**Supplied material:**
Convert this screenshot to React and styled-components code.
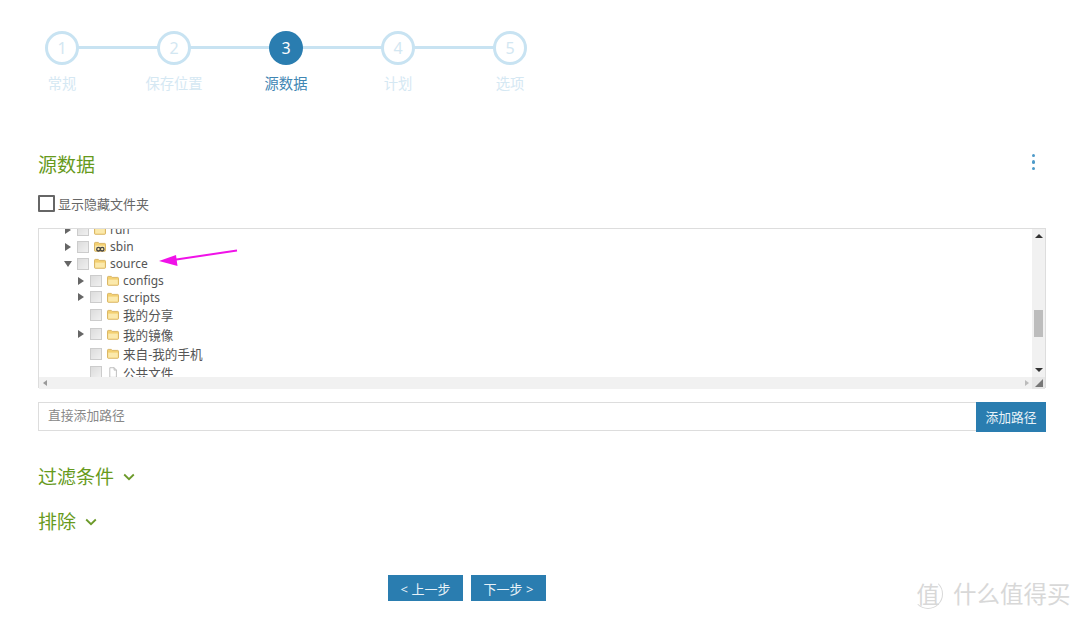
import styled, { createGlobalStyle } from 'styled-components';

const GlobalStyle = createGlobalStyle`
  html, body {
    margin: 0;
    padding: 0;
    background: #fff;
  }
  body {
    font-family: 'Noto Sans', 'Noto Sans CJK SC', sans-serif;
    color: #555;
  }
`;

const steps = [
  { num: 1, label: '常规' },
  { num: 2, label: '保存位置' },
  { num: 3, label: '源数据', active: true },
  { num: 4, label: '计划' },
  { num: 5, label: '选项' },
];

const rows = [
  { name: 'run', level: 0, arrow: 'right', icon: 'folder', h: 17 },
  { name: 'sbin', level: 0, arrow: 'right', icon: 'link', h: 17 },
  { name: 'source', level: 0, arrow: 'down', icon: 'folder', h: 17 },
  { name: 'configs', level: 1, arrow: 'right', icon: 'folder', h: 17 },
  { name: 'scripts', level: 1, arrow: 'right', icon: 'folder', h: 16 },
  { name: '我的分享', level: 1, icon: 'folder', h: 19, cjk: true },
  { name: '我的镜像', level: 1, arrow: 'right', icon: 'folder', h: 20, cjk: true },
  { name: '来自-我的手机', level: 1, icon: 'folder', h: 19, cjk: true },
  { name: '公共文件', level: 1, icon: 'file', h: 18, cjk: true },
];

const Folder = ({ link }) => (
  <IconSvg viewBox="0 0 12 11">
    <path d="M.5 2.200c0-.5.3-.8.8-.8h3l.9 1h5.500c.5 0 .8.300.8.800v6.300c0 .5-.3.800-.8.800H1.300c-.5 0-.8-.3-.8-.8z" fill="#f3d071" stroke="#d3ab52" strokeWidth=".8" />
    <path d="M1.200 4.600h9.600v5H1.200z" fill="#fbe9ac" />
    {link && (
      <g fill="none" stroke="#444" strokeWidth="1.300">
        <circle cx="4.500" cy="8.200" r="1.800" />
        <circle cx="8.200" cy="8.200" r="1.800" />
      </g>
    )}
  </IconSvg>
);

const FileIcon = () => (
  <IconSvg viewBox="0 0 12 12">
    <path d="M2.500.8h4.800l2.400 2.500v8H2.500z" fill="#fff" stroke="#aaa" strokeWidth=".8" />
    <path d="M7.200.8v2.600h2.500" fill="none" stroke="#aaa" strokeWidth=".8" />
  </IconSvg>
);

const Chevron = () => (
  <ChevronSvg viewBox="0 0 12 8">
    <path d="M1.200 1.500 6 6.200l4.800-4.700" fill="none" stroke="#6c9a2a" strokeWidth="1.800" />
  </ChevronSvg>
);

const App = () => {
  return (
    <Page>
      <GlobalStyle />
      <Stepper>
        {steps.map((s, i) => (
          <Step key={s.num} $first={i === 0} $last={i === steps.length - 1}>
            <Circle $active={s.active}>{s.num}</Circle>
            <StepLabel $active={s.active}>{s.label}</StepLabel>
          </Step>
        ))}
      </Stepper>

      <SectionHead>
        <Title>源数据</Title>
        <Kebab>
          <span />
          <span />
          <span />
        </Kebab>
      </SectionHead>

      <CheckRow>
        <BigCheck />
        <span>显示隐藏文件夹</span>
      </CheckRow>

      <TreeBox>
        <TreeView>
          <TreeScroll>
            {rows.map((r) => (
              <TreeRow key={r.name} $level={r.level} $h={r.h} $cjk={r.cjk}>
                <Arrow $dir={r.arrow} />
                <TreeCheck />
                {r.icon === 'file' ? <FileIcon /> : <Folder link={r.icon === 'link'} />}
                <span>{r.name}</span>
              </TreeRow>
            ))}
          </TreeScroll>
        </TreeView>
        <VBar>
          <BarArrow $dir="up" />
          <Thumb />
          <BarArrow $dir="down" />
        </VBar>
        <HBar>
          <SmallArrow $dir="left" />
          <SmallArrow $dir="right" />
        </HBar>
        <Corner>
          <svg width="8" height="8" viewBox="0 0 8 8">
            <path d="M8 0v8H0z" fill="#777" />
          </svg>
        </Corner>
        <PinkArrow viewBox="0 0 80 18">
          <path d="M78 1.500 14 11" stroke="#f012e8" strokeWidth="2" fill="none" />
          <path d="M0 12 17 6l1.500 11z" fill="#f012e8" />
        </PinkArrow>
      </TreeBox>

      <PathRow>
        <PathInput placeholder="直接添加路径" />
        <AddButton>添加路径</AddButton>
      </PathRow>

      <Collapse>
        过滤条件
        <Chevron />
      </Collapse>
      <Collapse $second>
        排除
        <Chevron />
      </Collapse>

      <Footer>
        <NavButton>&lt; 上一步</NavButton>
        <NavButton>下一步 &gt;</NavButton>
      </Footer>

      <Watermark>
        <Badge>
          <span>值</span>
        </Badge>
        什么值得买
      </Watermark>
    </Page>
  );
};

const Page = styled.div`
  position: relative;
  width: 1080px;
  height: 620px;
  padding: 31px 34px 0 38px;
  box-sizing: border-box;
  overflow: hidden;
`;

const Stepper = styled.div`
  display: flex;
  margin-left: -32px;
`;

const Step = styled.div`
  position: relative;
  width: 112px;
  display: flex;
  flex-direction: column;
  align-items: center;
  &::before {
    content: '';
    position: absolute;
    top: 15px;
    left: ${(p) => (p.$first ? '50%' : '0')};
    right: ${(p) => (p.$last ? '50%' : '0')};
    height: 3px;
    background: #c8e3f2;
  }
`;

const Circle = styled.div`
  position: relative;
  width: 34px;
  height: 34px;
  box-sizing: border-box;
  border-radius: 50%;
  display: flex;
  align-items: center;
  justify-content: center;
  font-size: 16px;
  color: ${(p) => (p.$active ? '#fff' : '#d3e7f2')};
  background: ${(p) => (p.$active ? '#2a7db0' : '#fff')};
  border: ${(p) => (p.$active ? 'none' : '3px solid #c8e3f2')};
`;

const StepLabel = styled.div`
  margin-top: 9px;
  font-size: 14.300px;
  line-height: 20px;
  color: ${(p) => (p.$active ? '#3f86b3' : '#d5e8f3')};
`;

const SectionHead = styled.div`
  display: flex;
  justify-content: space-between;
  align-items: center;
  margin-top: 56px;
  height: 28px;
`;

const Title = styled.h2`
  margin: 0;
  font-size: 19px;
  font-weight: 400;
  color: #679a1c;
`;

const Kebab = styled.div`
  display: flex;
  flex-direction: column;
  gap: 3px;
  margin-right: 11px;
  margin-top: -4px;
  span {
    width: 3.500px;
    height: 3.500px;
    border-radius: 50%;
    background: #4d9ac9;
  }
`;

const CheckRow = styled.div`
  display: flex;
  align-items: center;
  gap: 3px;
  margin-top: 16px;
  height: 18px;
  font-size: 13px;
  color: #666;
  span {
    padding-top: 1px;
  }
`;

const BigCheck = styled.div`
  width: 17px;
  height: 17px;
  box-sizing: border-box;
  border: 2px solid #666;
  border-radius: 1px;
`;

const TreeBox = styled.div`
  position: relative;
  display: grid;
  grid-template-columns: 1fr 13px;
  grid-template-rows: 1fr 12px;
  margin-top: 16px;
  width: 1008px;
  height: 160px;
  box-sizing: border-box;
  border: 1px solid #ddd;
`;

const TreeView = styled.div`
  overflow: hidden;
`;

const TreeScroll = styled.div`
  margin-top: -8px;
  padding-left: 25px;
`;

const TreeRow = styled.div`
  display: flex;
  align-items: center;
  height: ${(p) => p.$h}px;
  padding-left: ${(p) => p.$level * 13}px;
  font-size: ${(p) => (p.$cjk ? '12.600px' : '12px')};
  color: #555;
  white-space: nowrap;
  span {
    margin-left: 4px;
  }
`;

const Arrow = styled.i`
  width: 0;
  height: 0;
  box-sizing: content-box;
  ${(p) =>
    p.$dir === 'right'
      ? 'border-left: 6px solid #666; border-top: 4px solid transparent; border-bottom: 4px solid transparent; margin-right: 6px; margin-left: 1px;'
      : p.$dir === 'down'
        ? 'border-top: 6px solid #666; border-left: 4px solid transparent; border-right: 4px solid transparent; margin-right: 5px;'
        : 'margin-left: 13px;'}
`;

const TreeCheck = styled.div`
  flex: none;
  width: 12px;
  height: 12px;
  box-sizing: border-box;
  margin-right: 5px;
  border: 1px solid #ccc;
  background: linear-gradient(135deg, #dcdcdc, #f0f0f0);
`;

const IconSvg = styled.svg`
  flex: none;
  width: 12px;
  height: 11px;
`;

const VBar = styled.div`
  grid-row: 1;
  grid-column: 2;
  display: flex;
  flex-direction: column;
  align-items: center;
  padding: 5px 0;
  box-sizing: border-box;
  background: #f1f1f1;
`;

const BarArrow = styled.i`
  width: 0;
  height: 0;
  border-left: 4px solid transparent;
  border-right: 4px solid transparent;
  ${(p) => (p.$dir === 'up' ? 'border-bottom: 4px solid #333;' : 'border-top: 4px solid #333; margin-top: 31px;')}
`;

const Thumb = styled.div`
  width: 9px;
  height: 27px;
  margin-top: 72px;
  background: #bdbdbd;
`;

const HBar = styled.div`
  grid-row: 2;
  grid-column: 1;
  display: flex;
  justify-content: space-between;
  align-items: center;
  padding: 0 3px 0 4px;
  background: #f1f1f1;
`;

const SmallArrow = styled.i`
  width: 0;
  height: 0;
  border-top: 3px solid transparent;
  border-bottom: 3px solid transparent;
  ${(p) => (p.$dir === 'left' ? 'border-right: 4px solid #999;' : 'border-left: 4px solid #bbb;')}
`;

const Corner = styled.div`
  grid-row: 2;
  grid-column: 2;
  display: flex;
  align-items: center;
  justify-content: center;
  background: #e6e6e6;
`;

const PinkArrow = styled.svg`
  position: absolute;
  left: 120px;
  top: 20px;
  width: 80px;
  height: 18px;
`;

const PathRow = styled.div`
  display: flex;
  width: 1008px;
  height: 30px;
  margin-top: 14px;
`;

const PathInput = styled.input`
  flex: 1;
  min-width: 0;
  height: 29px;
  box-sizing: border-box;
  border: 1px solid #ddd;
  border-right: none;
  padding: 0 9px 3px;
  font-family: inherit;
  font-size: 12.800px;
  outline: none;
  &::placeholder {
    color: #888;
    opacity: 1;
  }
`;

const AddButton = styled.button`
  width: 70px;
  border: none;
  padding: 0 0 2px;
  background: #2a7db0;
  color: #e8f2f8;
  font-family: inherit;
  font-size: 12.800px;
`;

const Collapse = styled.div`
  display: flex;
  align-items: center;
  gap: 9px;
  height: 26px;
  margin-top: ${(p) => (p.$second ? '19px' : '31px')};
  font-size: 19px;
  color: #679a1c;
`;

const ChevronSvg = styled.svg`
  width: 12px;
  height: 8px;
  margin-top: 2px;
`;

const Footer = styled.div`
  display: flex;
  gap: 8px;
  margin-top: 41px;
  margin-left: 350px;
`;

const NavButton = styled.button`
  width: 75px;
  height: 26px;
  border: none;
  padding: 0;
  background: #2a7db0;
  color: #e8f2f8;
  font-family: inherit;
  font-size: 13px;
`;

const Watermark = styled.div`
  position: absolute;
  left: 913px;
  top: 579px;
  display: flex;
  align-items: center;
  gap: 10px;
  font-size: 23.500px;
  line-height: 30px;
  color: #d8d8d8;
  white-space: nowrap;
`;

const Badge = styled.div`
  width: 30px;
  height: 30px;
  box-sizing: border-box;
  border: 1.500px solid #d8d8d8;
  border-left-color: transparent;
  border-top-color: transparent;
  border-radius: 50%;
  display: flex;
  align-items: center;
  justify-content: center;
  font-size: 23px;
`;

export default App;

**Problem:**
Which lines contain the word "components"? Copy each one.

**Task result:**
Convert this screenshot to React and styled-components code.
import styled, { createGlobalStyle } from 'styled-components';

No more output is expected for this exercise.